> _Exercise_
Search the material for the string "screenshot" and copy each line where it occurs.
◆ ◆ ◆
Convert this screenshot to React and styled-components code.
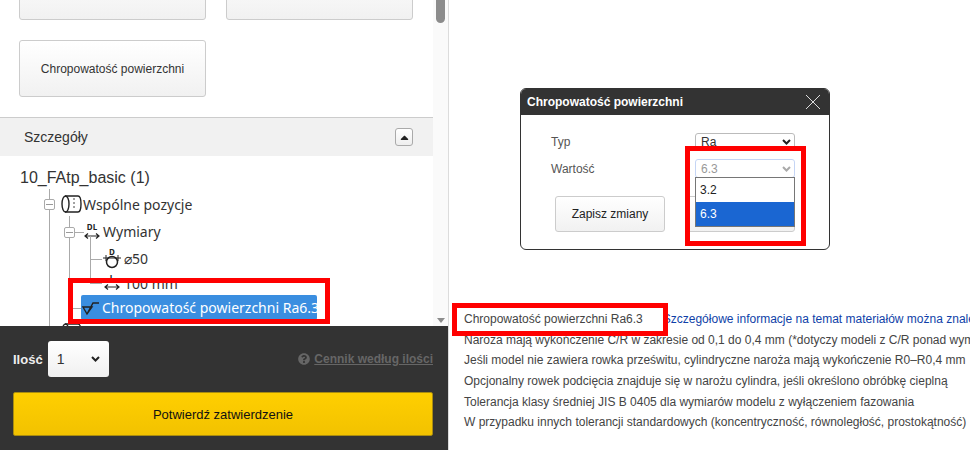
import React from "react";
import styled, { createGlobalStyle } from "styled-components";
import { FaQuestionCircle, FaCaretUp } from "react-icons/fa";

const GlobalStyle = createGlobalStyle`
  html, body {
    margin: 0;
    padding: 0;
    background: #fff;
    font-family: "Liberation Sans", Arial, sans-serif;
    color: #333;
  }
`;

const Page = styled.div`
  position: relative;
  display: flex;
  width: 970px;
  height: 450px;
  overflow: hidden;
`;

// Left column
const Side = styled.aside`
  display: flex;
  flex-direction: column;
  flex: none;
  width: 448px;
  height: 450px;
  border-right: 1px solid #dcdcdc;
`;

const SideScroll = styled.div`
  display: flex;
  flex: none;
  height: 326px;
  overflow: hidden;
`;

const SideBody = styled.div`
  flex: none;
  width: 433px;
`;

const Scrollbar = styled.div`
  display: flex;
  flex-direction: column;
  justify-content: space-between;
  align-items: center;
  flex: none;
  width: 15px;
  padding-bottom: 3px;
  box-sizing: border-box;
  background: #fafafa;
`;

const Thumb = styled.div`
  width: 9px;
  height: 23px;
  border-radius: 0 0 5px 5px;
  background: #8c8c8c;
`;

const ScrollArrow = styled.div`
  width: 0;
  height: 0;
  border-left: 4px solid transparent;
  border-right: 4px solid transparent;
  border-top: 5px solid #8c8c8c;
`;

const ButtonGrid = styled.div`
  display: grid;
  grid-template-columns: 187px 187px;
  grid-auto-rows: 57px;
  gap: 20px;
  margin-top: -37px;
  padding-left: 19px;
`;

const OptionButton = styled.div`
  display: flex;
  align-items: center;
  justify-content: center;
  box-sizing: border-box;
  border: 1px solid #ccc;
  border-radius: 3px;
  background: linear-gradient(#fff, #f1f1f1);
  font-size: 12px;
  color: #333;
`;

const DetailHeader = styled.div`
  display: flex;
  align-items: center;
  justify-content: space-between;
  box-sizing: border-box;
  height: 39px;
  margin-top: 20px;
  padding: 0 20px 0 24px;
  border-top: 1px solid #ccc;
  background: #f1f1f1;
  font-size: 14px;
  color: #333;
`;

const CollapseButton = styled.div`
  display: flex;
  align-items: center;
  justify-content: center;
  box-sizing: border-box;
  width: 18px;
  height: 18px;
  border: 1px solid #aaa;
  border-radius: 3px;
  background: linear-gradient(#fff, #eee);
  color: #222;
  font-size: 13px;
`;

const Tree = styled.div`
  position: relative;
  padding-top: 12px;
  font-family: "Noto Sans", sans-serif;
  font-size: 14px;
  color: #333;
`;

const TreeRoot = styled.div`
  height: 21px;
  padding-left: 20px;
  font-family: "Liberation Sans", Arial, sans-serif;
  font-size: 16px;
  line-height: 20px;
  color: #333;
`;

const Guide = styled.div`
  position: relative;
  padding-top: 3px;

  &::before {
    content: "";
    position: absolute;
    left: ${(p) => p.$x}px;
    top: ${(p) => p.$top}px;
    height: ${(p) => p.$len}px;
    width: 1px;
    background: #aaa;
  }
`;

const TreeRow = styled.div`
  position: relative;
  display: flex;
  align-items: center;
  gap: ${(p) => p.$gap ?? 1}px;
  height: 24.4px;
  padding-left: ${(p) => p.$indent}px;
  white-space: nowrap;

  &::before {
    content: "";
    display: ${(p) => (p.$stub ? "block" : "none")};
    position: absolute;
    left: ${(p) => p.$stubX}px;
    top: 50%;
    width: ${(p) => p.$stub}px;
    height: 1px;
    background: #aaa;
  }
`;

const Toggle = styled.span`
  position: absolute;
  left: ${(p) => p.$x}px;
  top: 50%;
  display: flex;
  align-items: center;
  justify-content: center;
  box-sizing: border-box;
  width: 11px;
  height: 11px;
  margin-top: -5px;
  border: 1px solid #aaa;
  border-radius: 2px;
  background: #fff;

  &::after {
    content: "";
    width: 7px;
    height: 1px;
    background: #999;
  }
`;

const SelectedLabel = styled.span`
  display: flex;
  align-items: center;
  gap: 3px;
  box-sizing: border-box;
  width: 236px;
  height: 25px;
  padding-left: 1px;
  border-radius: 2px;
  background: #3a8ee0;
  color: #fff;
  overflow: hidden;
`;

const IconSvg = styled.svg`
  display: block;
  flex: none;
  overflow: visible;

  text {
    font-family: "Noto Sans", sans-serif;
    font-weight: 700;
    font-size: 8px;
    fill: #222;
    text-anchor: middle;
  }
`;

const CylinderIcon = () => (
  <IconSvg width="21" height="18" viewBox="0 0 21 18">
    <path d="M4 1h13c2 0 3 4 3 8s-1 8-3 8H4" fill="none" stroke="#222" strokeWidth="1.4" />
    <ellipse cx="4.5" cy="9" rx="3.5" ry="8" fill="none" stroke="#222" strokeWidth="1.4" />
    <path d="M13 3v12" stroke="#444" strokeWidth="1" strokeDasharray="2 2" />
  </IconSvg>
);

const LengthIcon = ({ label, width = 16 }) => (
  <IconSvg width={width} height="20" viewBox={`0 0 ${width} 20`}>
    <text x={width / 2} y="8">{label}</text>
    <path
      d={`M1 14h${width - 2}M4 11.5L1 14l3 2.5M${width - 4} 11.5l3 2.5-3 2.5`}
      fill="none"
      stroke="#222"
      strokeWidth="1.2"
    />
  </IconSvg>
);

const DiameterIcon = () => (
  <IconSvg width="18" height="20" viewBox="0 0 18 20">
    <text x="9" y="6">D</text>
    <path d="M0 9h18M3 6v6M15 6v6" fill="none" stroke="#222" strokeWidth="1" />
    <circle cx="9" cy="13" r="5.5" fill="none" stroke="#222" strokeWidth="1.5" />
  </IconSvg>
);

const RoughnessIcon = () => (
  <IconSvg width="17" height="14" viewBox="0 0 17 14">
    <path d="M1 6h9L5 13 1 6zM5 13L11 2h6" fill="none" stroke="#222" strokeWidth="1.4" />
  </IconSvg>
);

// Bottom bar of the left column
const OrderBar = styled.div`
  flex: none;
  box-sizing: border-box;
  height: 124px;
  padding: 15px 15px 0 13px;
  background: #333;
`;

const QuantityRow = styled.div`
  display: flex;
  align-items: center;
  height: 36px;
`;

const QuantityLabel = styled.span`
  margin-right: 5px;
  font-size: 13px;
  font-weight: 700;
  color: #eee;
`;

const QuantitySelect = styled.div`
  display: flex;
  align-items: center;
  justify-content: space-between;
  box-sizing: border-box;
  width: 61px;
  height: 36px;
  padding: 0 9px;
  border-radius: 3px;
  background: linear-gradient(#fff, #f0f0f0);
  font-size: 14px;
  color: #333;
`;

const PriceLink = styled.a`
  display: flex;
  align-items: center;
  gap: 4px;
  margin-left: auto;
  font-size: 12px;
  font-weight: 700;
  color: #666;

  span {
    text-decoration: underline;
  }
`;

const ConfirmButton = styled.div`
  display: flex;
  align-items: center;
  justify-content: center;
  box-sizing: border-box;
  height: 44px;
  margin-top: 15px;
  border: 1px solid #a98c10;
  border-radius: 2px;
  background: linear-gradient(#ffcf00, #f2c200);
  font-size: 13px;
  color: #111;
`;

const Chevron = ({ color = "#222" }) => (
  <IconSvg width="9" height="6" viewBox="0 0 9 6">
    <path d="M1 1l3.5 3.5L8 1" fill="none" stroke={color} strokeWidth="2" />
  </IconSvg>
);

// Right column
const Main = styled.main`
  flex: 1;
  min-width: 0;
  box-sizing: border-box;
  padding: 309px 0 0 15px;
  overflow: hidden;
`;

const InfoLine = styled.div`
  display: flex;
  gap: 20px;
  height: 20.7px;
  font-size: 12px;
  line-height: 20.7px;
  color: #444;
  white-space: nowrap;
`;

const InfoLink = styled.a`
  color: #0f3fa8;
`;

// Dialog
const Dialog = styled.div`
  position: absolute;
  left: 520px;
  top: 88px;
  box-sizing: border-box;
  width: 310px;
  height: 162px;
  border: 1px solid #333;
  border-radius: 6px;
  background: #fff;
  overflow: hidden;
`;

const DialogTitle = styled.div`
  display: flex;
  align-items: center;
  justify-content: space-between;
  box-sizing: border-box;
  height: 26px;
  padding: 0 8px 0 6px;
  background: #333;
  font-size: 12px;
  font-weight: 700;
  color: #fff;
`;

const DialogBody = styled.div`
  display: grid;
  grid-template-columns: 144px 100px;
  grid-auto-rows: 27px;
  align-items: center;
  padding: 13px 0 0 30px;
  font-size: 12px;
  color: #555;
`;

const DialogSelect = styled.div`
  display: flex;
  align-items: center;
  justify-content: space-between;
  box-sizing: border-box;
  height: ${(p) => (p.$open ? 19 : 17)}px;
  padding: 0 3px 0 5px;
  border: 1px solid ${(p) => (p.$open ? "#c5d5f5" : "#bbb")};
  border-radius: 3px;
  font-size: 12px;
  color: ${(p) => (p.$open ? "#999" : "#333")};
`;

const DialogButtons = styled.div`
  display: flex;
  justify-content: space-between;
  margin: 14px 0 0 34px;
  width: 240px;
`;

const DialogButton = styled.div`
  display: flex;
  align-items: center;
  justify-content: center;
  box-sizing: border-box;
  width: 110px;
  height: 36px;
  border: 1px solid #ccc;
  border-radius: 3px;
  background: linear-gradient(#fff, #f1f1f1);
  font-size: 12px;
  color: #222;
`;

const DropdownList = styled.div`
  position: absolute;
  left: 695px;
  top: 177px;
  box-sizing: border-box;
  width: 100px;
  height: 50px;
  border: 1px solid #767676;
  background: #fff;
  font-size: 12px;
`;

const DropdownOption = styled.div`
  display: flex;
  align-items: center;
  height: 24px;
  padding-left: 4px;
  background: ${(p) => (p.$active ? "#1a66d2" : "#fff")};
  color: ${(p) => (p.$active ? "#fff" : "#222")};
`;

// Red annotation frames drawn over the screenshot
const Highlight = styled.div`
  position: absolute;
  left: ${(p) => p.$x}px;
  top: ${(p) => p.$y}px;
  box-sizing: border-box;
  width: ${(p) => p.$w}px;
  height: ${(p) => p.$h}px;
  border: 5px solid #f00;
  pointer-events: none;
`;

const notes = [
  "Naroża mają wykończenie C/R w zakresie od 0,1 do 0,4 mm (*dotyczy modeli z C/R ponad wymiarem)",
  "Jeśli model nie zawiera rowka prześwitu, cylindryczne naroża mają wykończenie R0–R0,4 mm",
  "Opcjonalny rowek podcięcia znajduje się w narożu cylindra, jeśli określono obróbkę cieplną",
  "Tolerancja klasy średniej JIS B 0405 dla wymiarów modelu z wyłączeniem fazowania",
  "W przypadku innych tolerancji standardowych (koncentryczność, równoległość, prostokątność)",
];

export default function App() {
  return (
    <Page>
      <GlobalStyle />
      <Side>
        <SideScroll>
          <SideBody>
            <ButtonGrid>
              <OptionButton />
              <OptionButton />
              <OptionButton>Chropowatość powierzchni</OptionButton>
            </ButtonGrid>
            <DetailHeader>
              Szczegóły
              <CollapseButton>
                <FaCaretUp />
              </CollapseButton>
            </DetailHeader>
            <Tree>
              <TreeRoot>10_FAtp_basic (1)</TreeRoot>
              <Guide $x={49} $top={0} $len={140}>
                <TreeRow $indent={61} $gap={1}>
                  <Toggle $x={44} />
                  <CylinderIcon />
                  Wspólne pozycje
                </TreeRow>
                <Guide $x={69} $top={0} $len={70}>
                  <TreeRow $indent={84} $gap={3} $stub={9} $stubX={75}>
                    <Toggle $x={64} />
                    <LengthIcon label="DL" />
                    Wymiary
                  </TreeRow>
                  <Guide $x={90} $top={-8} $len={45}>
                    <TreeRow $indent={103} $gap={3} $stub={12} $stubX={90}>
                      <DiameterIcon />
                      ⌀50
                    </TreeRow>
                    <TreeRow $indent={104} $gap={4} $stub={12} $stubX={90}>
                      <LengthIcon label="L" />
                      100 mm
                    </TreeRow>
                  </Guide>
                  <TreeRow $indent={81} $stub={12} $stubX={69}>
                    <SelectedLabel>
                      <RoughnessIcon />
                      Chropowatość powierzchni Ra6.3
                    </SelectedLabel>
                  </TreeRow>
                </Guide>
                <TreeRow $indent={61} $gap={1}>
                  <Toggle $x={44} />
                  <CylinderIcon />
                  Rowek
                </TreeRow>
              </Guide>
            </Tree>
          </SideBody>
          <Scrollbar>
            <Thumb />
            <ScrollArrow />
          </Scrollbar>
        </SideScroll>
        <OrderBar>
          <QuantityRow>
            <QuantityLabel>Ilość</QuantityLabel>
            <QuantitySelect>
              1
              <Chevron />
            </QuantitySelect>
            <PriceLink>
              <FaQuestionCircle size={12} />
              <span>Cennik według ilości</span>
            </PriceLink>
          </QuantityRow>
          <ConfirmButton>Potwierdź zatwierdzenie</ConfirmButton>
        </OrderBar>
      </Side>

      <Main>
        <InfoLine>
          <span>Chropowatość powierzchni Ra6.3</span>
          <InfoLink>Szczegółowe informacje na temat materiałów można znaleźć tutaj</InfoLink>
        </InfoLine>
        {notes.map((note) => (
          <InfoLine key={note}>{note}</InfoLine>
        ))}
      </Main>

      <Dialog>
        <DialogTitle>
          Chropowatość powierzchni
          <IconSvg width="16" height="16" viewBox="0 0 16 16">
            <path d="M1 1l14 14M15 1L1 15" stroke="#ddd" strokeWidth="1" />
          </IconSvg>
        </DialogTitle>
        <DialogBody>
          <span>Typ</span>
          <DialogSelect>
            Ra
            <Chevron />
          </DialogSelect>
          <span>Wartość</span>
          <DialogSelect $open>
            6.3
            <Chevron color="#aaa" />
          </DialogSelect>
        </DialogBody>
        <DialogButtons>
          <DialogButton>Zapisz zmiany</DialogButton>
          <DialogButton />
        </DialogButtons>
      </Dialog>

      <DropdownList>
        <DropdownOption>3.2</DropdownOption>
        <DropdownOption $active>6.3</DropdownOption>
      </DropdownList>

      <Highlight $x={68} $y={278} $w={262} $h={46} />
      <Highlight $x={685} $y={146} $w={121} $h={100} />
      <Highlight $x={452} $y={303} $w={216} $h={33} />
    </Page>
  );
}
◆ ◆ ◆
> _Answer to the problem_
Convert this screenshot to React and styled-components code.
// Red annotation frames drawn over the screenshot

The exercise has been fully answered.